According to ALOK’s research, British colonizers divided Indian people into one of two gender categories while instilling homophobia and transphobia through colonial law.

“As I began to learn my own history … I began to feel pride in who I was, because I understood that I came from an unbroken chain,” ALOK said. “I understood that I had a legacy and that I had, therefore, responsibility.”

ALOK said they became the person they wanted to see in the world while at Stanford. They became “obnoxiously” visible by starting an online fashion blog where they posted photos of themselves in outfits with elements that didn’t traditionally belong together—like a bowtie and a skirt.

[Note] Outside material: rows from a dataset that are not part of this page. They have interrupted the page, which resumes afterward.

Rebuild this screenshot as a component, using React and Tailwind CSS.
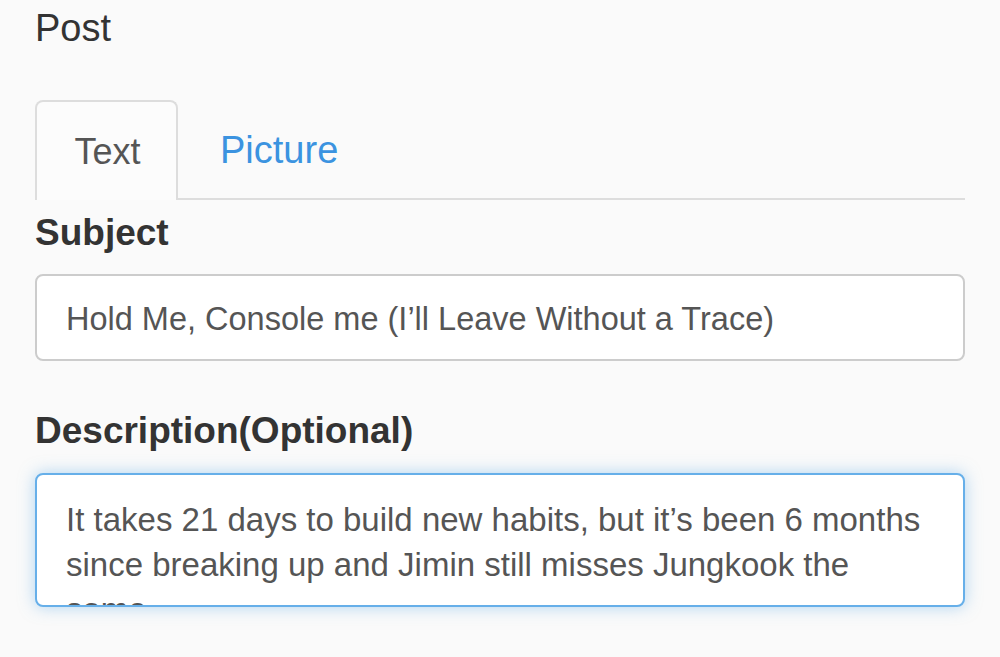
export default function App() {
  return (
    <div
      className="min-h-[657px] w-[1000px] overflow-hidden bg-[#fafafa] px-[35px] text-[#333]"
      style={{ fontFamily: '"Liberation Sans", Arial, sans-serif' }}
    >
      <h1 className="pt-[5px] text-[38px] leading-[46px] font-normal text-[#333]">Post</h1>

      <div className="mt-[49px] flex border-b-2 border-[#ddd]">
        <div className="-mb-[2px] flex h-[100px] w-[143px] items-center justify-center rounded-t-[8px] border-2 border-b-0 border-[#ddd] bg-[#fcfcfc] pl-[2px] pt-[2px] text-[36px] text-[#555]">
          Text
        </div>
        <div className="flex h-[98px] items-center pl-[42px] pt-[2px] text-[38px] text-[#3b93e0]">Picture</div>
      </div>

      <div className="mt-[11px] text-[37px] leading-[44px] font-bold text-[#333]">Subject</div>

      <div className="mt-[19px] flex h-[87px] w-[930px] items-center rounded-[8px] border-2 border-[#ccc] bg-white pl-[29px] pt-[3px] text-[32.5px] text-[#555]">
        Hold Me, Console me (I’ll Leave Without a Trace)
      </div>

      <div className="mt-[48px] text-[37px] leading-[44px] font-bold text-[#333]">Description(Optional)</div>

      <div className="mt-[20px] h-[134px] w-[930px] overflow-hidden rounded-[8px] border-2 border-[#66afe9] bg-white pl-[29px] pr-[30px] pt-[22px] text-[33px] leading-[45px] text-[#555] shadow-[0_0_16px_rgba(102,175,233,0.5)]">
        It takes 21 days to build new habits, but it’s been 6 months since breaking up and Jimin still misses Jungkook the same
      </div>
    </div>
  )
}
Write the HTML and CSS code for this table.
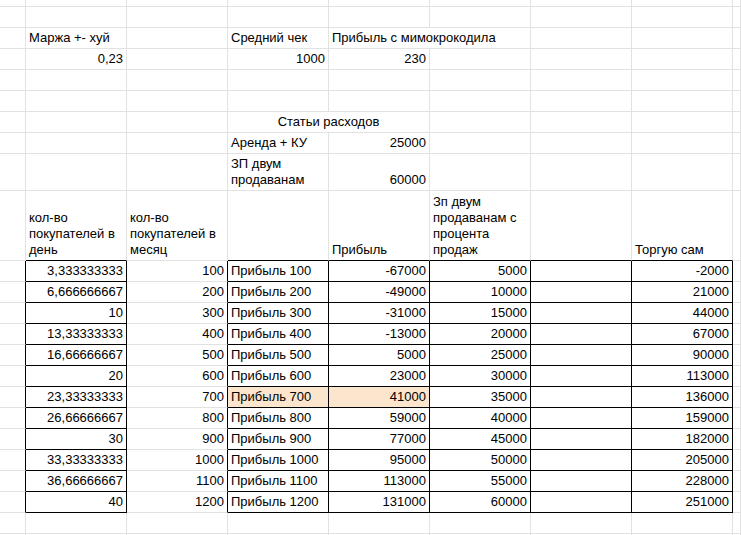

“Style became a way of actually showing the world there’s something different going on here,” ALOK said. “All the assumptions that you have about me, that I have to be a certain way because I’m Indian, and I have to be a certain way because I was assigned a male at birth—those are just not me. I’m going to show you who I am, and who I am is something that changes.”

After college, ALOK moved to New York City, where they unexpectedly faced brutality for wearing the same outfits they had unabashedly worn on Stanford’s campus.

“People would follow me home and tell me that if I didn’t take off that dress, they would kill me. People would spit on me on the street. People would physically assault me,” ALOK said.

Faced with self-preservation, ALOK camouflaged themself and, once again, tried to fit in.

Two people sitting on stage between a plant.
Hillary Campos, the assistant director of marketing and communications for University Housing Services, interviews ALOK during the Indian and LGBTQIA+ Cultural Dinner.

“I felt so upset, and so I started to write poems,” ALOK said. “I wrote poems about the pain and the sadness and confusion and the fear. My first book of poetry was actually poems that I wrote to the people who were harassing me on the street—all the things I wanted to say to them that I was afraid to because they could hurt me in public.”

But instead of feeling anger, ALOK felt compelled to write love poems to the harassers.

“What my poetry taught me was that all those things that people were saying to me were because those are the lessons that they had been told, which is that you can stay safe by being invisible, which is that you have to hide yourself, which is that you have to betray yourself to belong to this society and to this community,” ALOK said. “And I found mercy.”

Empowered by their poetry, ALOK put on “a functional pair of 7-inch heels” and went back outside. When people on the New York City streets harassed them, ALOK replied, “I love you.”

“I would say back to them out loud, ‘I’m so sorry. Who hurt you?’ I would refuse an equation that made me the problem,” ALOK said. “I learned how to love the people who hated me more than they could ever hate me. I learned that love was a way of interrupting that circuitry.”

ALOK acknowledged to the Brown Ballroom crowd that it can feel impossible to love yourself in a world filled with hate. But resistance to hate, they said, can be achieved through finding friendship and joy.

“In this world, there are going be a lot of people who don’t understand you. There are going to be a lot of people who dismiss you. There are going to be a lot of people who project their own self-hatred onto you,” ALOK said.

“And none of that matters, because joy is your birthright, and you get to have a good time in this life, and if it’s not fun, it’s not really useful or interesting. So, pursue fun.”

The Indian and LGBTQIA+ Cultural Dinner was co-sponsored by Event Management, Dining, and Hospitality; the Office of International Engagement; the Association of Residence Halls; the Office of the Provost; the Hewett-Manchester Leadership Association; the Watterson Leadership Association; the Tri-Towers Leadership Association; Women, Gender, and Sexuality Studies; the Indian Student Association; the Office of Sustainability; Queer Coalition, and Pride.